> Task statement
Among the lines below, how many carry the string "that"? Reply with a number and nothing else.

Interface markup and scripts

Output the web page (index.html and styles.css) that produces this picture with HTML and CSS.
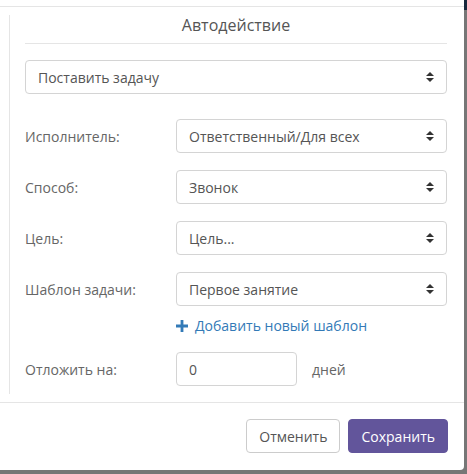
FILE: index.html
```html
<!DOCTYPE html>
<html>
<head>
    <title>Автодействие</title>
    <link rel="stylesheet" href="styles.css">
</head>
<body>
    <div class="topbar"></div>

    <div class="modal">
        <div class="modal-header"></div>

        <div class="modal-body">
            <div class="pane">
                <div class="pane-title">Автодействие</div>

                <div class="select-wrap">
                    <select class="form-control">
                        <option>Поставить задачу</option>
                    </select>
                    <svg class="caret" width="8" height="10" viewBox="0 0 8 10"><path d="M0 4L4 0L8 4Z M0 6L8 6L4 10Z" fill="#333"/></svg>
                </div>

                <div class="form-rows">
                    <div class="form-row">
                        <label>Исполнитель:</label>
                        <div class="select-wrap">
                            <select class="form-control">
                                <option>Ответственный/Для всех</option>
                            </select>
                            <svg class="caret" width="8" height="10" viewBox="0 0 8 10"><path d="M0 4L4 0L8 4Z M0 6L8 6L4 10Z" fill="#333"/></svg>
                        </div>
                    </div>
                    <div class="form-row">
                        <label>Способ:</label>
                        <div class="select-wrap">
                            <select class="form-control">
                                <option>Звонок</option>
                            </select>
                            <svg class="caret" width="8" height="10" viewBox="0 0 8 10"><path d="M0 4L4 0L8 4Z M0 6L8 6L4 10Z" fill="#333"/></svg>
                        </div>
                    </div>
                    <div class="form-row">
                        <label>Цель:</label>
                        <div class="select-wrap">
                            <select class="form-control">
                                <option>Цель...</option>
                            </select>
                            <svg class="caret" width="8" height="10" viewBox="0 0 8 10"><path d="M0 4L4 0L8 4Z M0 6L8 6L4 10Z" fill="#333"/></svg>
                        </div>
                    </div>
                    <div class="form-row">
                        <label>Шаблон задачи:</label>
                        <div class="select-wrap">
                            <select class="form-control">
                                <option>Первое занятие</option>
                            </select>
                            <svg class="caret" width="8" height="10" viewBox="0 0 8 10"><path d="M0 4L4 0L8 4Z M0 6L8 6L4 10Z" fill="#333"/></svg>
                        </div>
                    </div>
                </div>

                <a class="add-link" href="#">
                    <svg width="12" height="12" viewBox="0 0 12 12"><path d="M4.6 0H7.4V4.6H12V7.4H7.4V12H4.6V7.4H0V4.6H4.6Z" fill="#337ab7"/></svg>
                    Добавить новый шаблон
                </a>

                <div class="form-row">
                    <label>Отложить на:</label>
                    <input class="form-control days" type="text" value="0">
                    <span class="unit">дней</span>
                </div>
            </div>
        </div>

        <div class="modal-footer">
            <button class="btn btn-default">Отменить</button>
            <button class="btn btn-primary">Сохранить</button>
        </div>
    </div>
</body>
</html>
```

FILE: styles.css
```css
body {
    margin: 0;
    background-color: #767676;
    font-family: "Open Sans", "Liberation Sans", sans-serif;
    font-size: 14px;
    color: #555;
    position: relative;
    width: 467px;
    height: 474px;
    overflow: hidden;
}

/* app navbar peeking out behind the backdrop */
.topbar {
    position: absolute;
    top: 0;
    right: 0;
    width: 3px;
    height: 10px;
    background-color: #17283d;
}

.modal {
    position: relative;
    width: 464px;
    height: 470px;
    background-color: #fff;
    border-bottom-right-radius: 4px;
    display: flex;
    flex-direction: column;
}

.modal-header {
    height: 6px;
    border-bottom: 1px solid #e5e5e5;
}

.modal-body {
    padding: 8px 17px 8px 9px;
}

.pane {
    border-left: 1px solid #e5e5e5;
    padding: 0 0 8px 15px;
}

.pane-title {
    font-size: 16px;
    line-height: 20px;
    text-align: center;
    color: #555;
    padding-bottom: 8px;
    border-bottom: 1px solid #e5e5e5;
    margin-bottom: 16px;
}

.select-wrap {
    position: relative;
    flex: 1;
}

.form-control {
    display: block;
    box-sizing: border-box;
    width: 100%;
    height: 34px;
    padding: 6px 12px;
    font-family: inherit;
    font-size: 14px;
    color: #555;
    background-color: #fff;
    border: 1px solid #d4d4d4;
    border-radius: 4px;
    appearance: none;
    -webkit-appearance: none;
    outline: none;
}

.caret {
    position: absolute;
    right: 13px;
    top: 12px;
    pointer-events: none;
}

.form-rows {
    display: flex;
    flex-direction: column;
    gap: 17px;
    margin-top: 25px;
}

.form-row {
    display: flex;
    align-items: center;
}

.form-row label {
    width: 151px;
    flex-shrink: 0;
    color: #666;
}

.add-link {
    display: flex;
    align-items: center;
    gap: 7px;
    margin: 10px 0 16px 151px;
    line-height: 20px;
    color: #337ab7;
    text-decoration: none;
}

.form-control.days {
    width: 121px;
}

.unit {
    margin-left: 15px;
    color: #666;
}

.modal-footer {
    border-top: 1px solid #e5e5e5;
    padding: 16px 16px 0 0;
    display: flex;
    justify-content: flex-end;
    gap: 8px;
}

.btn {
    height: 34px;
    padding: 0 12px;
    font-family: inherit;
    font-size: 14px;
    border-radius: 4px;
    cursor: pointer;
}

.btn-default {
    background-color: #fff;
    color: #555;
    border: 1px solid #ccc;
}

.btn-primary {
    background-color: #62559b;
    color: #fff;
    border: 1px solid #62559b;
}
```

* * *

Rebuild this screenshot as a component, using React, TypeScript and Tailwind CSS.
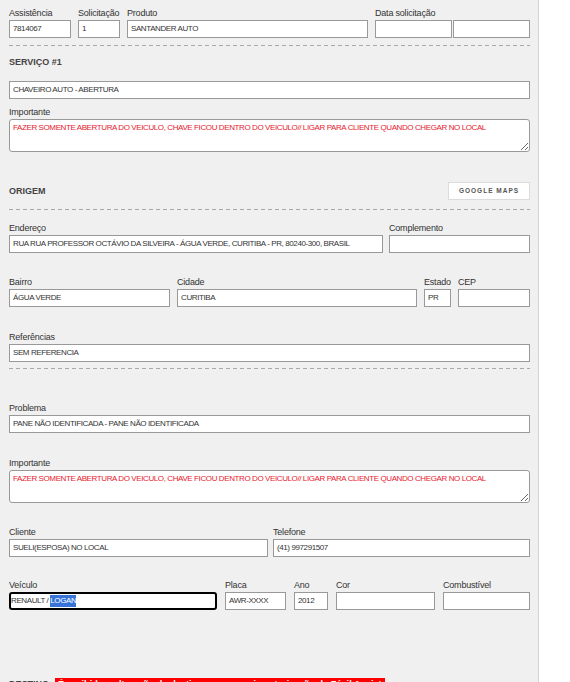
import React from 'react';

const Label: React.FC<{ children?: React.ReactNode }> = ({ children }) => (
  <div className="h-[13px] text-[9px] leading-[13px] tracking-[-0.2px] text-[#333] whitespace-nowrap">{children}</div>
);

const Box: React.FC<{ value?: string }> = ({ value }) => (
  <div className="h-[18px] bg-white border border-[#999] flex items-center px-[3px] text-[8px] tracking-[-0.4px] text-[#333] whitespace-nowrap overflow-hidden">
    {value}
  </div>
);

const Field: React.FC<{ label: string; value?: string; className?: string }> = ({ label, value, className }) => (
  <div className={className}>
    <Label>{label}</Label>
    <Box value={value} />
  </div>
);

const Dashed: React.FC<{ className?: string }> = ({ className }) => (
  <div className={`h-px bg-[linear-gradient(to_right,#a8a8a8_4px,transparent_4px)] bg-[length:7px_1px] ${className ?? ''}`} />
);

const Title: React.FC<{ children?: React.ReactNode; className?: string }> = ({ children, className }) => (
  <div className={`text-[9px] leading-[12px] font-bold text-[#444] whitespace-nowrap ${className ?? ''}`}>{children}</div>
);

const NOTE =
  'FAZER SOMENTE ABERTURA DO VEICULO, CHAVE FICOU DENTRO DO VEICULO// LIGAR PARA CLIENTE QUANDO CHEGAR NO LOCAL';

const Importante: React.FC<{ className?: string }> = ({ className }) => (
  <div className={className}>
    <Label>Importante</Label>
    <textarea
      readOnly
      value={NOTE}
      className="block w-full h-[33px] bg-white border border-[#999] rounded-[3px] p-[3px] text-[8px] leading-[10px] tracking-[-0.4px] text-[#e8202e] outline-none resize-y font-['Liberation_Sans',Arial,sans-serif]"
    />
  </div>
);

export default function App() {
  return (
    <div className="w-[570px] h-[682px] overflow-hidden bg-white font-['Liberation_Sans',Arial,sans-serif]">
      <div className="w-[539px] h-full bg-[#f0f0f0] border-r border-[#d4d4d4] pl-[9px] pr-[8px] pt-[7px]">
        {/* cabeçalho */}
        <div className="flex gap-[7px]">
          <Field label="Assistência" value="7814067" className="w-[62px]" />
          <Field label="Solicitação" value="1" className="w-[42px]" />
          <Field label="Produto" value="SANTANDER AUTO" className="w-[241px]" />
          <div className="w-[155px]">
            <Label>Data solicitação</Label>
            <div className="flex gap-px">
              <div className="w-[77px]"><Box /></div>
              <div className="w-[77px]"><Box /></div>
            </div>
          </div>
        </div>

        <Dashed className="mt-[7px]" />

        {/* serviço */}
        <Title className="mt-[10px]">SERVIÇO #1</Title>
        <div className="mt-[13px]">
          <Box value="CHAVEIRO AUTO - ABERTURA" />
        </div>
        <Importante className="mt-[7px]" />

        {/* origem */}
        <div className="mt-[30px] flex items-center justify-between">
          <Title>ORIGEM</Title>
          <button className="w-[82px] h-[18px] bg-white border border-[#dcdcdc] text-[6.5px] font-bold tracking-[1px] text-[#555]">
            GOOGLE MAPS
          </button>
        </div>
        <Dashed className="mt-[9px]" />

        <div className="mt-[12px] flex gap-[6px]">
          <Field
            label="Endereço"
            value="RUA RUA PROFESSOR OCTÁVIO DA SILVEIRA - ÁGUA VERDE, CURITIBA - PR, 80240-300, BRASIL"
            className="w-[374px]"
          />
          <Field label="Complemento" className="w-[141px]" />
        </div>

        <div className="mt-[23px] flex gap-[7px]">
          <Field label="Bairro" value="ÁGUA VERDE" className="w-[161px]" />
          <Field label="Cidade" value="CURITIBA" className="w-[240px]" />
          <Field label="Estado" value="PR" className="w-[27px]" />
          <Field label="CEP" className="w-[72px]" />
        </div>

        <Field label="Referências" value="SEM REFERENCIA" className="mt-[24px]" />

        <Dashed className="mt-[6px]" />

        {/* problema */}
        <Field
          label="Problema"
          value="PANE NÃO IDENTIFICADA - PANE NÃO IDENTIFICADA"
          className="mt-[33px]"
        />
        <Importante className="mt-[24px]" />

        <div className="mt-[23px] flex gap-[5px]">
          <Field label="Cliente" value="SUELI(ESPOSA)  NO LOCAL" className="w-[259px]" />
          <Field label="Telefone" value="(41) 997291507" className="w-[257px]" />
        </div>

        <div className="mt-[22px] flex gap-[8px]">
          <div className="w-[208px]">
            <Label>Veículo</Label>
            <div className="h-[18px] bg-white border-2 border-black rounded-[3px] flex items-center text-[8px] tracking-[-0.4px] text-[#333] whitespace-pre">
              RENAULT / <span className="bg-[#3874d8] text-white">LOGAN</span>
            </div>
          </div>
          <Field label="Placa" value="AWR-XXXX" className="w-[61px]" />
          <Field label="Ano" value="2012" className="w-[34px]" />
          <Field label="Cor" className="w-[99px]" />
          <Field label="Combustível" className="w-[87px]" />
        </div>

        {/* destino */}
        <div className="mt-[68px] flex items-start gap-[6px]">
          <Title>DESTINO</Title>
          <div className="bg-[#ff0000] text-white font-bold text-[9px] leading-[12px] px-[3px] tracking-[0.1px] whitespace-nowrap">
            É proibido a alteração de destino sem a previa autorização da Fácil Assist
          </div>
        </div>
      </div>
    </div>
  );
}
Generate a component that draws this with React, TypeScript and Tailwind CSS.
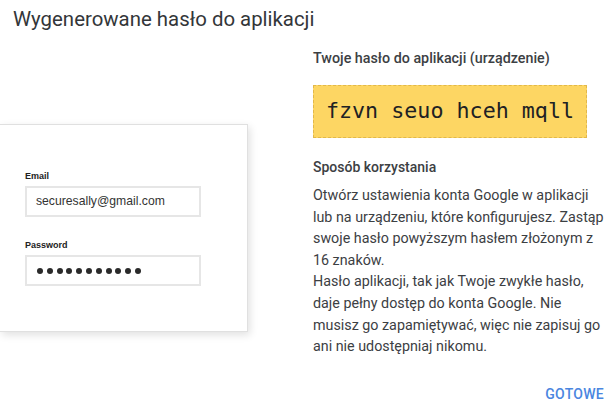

---

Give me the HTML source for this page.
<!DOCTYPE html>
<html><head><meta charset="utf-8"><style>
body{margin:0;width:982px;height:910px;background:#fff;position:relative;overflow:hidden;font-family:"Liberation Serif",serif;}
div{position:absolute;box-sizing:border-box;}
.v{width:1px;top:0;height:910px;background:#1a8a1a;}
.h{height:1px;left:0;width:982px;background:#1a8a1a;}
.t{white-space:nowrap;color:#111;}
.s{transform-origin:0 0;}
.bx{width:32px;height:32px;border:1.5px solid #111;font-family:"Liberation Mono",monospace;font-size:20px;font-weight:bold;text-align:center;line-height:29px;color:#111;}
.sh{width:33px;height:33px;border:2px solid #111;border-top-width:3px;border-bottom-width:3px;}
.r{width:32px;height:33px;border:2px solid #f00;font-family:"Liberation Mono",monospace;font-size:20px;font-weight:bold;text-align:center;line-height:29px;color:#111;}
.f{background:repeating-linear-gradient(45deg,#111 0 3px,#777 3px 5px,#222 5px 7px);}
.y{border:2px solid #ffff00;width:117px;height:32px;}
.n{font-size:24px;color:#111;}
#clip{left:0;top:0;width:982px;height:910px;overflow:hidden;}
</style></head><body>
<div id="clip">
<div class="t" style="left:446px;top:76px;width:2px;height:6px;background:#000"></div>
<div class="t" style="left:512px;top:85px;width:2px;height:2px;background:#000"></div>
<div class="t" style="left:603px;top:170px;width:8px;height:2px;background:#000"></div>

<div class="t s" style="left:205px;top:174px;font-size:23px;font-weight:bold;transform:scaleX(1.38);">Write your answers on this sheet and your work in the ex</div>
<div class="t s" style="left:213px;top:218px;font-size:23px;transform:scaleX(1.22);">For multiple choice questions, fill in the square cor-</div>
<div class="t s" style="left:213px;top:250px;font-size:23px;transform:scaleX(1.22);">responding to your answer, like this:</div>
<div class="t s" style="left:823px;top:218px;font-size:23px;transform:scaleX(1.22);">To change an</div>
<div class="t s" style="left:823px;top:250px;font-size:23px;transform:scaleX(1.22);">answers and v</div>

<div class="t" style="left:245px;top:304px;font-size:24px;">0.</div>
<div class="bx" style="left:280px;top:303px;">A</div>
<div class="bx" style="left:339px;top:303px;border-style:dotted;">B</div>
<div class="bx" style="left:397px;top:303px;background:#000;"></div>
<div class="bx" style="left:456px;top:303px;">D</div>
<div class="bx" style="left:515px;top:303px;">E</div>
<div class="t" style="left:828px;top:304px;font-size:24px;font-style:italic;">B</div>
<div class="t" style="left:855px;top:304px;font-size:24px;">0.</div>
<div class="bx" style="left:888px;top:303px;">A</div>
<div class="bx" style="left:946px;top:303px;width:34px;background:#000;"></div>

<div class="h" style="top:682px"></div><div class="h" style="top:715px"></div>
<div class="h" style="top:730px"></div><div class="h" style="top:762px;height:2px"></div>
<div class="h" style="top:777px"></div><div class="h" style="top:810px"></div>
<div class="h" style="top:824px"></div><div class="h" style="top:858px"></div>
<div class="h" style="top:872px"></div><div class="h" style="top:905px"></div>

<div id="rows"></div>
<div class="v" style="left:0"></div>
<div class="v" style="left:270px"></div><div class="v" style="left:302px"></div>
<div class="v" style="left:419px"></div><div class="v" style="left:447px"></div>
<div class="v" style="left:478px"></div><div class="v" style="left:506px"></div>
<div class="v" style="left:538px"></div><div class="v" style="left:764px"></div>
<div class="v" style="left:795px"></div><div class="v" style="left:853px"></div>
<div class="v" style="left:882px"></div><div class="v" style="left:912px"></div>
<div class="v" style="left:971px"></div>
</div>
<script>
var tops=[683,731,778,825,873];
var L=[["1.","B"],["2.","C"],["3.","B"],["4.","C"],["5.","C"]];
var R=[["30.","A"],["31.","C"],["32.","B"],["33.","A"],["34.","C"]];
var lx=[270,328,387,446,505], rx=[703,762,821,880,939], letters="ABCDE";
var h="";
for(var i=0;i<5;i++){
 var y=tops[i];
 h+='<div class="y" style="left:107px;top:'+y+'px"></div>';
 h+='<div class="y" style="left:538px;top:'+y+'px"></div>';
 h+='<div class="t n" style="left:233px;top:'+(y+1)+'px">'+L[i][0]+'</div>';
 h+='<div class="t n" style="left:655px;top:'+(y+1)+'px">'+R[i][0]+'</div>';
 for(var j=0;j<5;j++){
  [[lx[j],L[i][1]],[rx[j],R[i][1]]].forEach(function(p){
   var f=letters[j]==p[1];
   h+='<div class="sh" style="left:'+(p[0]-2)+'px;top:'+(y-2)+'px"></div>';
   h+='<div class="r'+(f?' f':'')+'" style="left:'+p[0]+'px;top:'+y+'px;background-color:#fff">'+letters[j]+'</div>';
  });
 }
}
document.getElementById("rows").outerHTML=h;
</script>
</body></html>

> Final result
2